• _What is required_:
Comb through the entries for "index" and pull out each line that holds it.
· · · · ·
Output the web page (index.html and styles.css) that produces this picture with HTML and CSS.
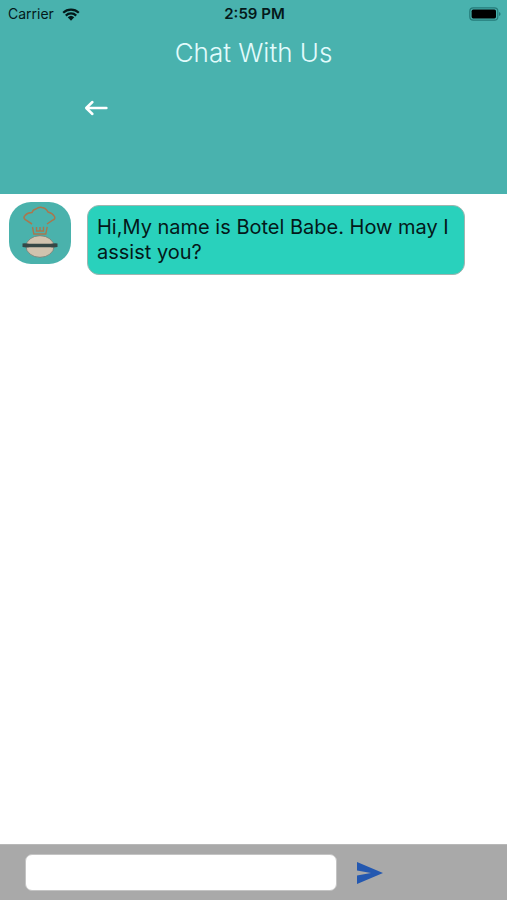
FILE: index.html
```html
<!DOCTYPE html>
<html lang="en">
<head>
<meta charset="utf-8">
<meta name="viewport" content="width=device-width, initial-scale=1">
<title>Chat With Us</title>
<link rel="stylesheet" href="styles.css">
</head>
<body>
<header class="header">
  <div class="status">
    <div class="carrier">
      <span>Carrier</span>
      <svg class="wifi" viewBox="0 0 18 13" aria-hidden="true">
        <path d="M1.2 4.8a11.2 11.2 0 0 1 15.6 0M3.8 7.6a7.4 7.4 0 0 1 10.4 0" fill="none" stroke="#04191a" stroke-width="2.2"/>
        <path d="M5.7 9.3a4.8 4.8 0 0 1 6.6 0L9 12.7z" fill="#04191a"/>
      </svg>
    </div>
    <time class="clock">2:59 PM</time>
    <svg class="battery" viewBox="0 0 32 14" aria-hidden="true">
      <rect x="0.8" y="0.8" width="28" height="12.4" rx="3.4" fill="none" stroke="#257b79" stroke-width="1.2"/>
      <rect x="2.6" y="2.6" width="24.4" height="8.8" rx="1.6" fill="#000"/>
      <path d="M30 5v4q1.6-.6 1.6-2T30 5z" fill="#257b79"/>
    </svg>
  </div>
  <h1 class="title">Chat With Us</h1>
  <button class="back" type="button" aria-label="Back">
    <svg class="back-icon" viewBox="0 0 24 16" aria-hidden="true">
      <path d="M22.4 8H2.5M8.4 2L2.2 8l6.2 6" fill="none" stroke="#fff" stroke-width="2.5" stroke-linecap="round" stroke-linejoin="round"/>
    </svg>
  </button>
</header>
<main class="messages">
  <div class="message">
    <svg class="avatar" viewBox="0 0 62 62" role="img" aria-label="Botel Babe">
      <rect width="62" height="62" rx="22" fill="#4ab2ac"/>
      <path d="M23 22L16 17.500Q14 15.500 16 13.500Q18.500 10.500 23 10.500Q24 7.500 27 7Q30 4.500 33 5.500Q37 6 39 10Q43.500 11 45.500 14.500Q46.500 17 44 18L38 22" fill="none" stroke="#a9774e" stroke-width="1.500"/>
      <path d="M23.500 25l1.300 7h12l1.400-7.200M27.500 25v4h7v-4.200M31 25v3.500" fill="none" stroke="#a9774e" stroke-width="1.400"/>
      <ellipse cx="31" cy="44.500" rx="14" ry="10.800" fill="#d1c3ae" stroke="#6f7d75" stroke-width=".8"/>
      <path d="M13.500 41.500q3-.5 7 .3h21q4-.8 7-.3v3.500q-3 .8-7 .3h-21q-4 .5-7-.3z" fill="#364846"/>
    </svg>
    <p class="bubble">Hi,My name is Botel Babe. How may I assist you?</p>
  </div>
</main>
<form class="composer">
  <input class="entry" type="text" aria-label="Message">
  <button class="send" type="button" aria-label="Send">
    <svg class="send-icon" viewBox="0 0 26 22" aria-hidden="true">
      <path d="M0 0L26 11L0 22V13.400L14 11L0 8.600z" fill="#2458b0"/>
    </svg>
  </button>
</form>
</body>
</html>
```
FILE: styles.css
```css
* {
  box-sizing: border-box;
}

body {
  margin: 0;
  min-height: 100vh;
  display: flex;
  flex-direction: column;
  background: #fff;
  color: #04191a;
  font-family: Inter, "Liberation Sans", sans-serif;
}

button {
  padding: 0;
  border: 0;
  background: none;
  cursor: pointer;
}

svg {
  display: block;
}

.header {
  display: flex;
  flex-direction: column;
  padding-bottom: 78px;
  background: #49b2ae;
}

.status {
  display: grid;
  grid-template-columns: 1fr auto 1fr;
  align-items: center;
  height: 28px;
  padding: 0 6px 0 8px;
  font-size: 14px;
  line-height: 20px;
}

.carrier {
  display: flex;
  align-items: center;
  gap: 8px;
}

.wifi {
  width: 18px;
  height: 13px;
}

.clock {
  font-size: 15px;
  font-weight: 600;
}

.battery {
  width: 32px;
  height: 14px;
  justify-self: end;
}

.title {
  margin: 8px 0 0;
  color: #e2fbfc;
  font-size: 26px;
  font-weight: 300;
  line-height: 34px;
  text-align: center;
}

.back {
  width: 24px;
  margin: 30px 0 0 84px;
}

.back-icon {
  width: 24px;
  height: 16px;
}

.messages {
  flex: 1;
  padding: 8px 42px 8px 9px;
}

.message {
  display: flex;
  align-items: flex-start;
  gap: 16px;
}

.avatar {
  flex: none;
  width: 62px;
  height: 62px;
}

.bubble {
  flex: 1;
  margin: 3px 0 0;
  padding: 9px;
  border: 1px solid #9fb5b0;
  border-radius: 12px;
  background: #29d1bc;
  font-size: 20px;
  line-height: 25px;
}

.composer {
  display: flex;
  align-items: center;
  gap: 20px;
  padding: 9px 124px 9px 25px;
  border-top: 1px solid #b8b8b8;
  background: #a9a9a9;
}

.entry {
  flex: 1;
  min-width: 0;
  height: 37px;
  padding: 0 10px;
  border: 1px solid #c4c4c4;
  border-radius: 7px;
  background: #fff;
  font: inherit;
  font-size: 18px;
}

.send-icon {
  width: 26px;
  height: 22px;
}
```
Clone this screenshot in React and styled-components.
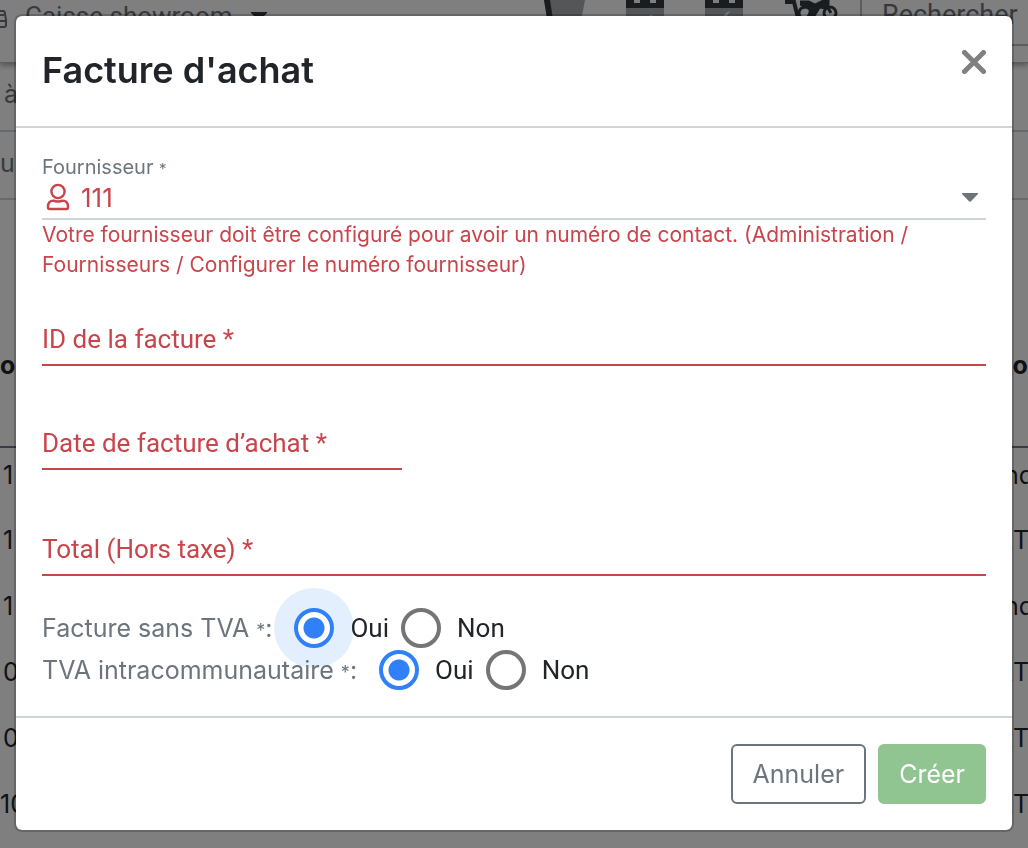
· · · · ·
• _Task response_:
Output the web page (index.html and styles.css) that produces this picture with HTML and CSS.
FILE: index.html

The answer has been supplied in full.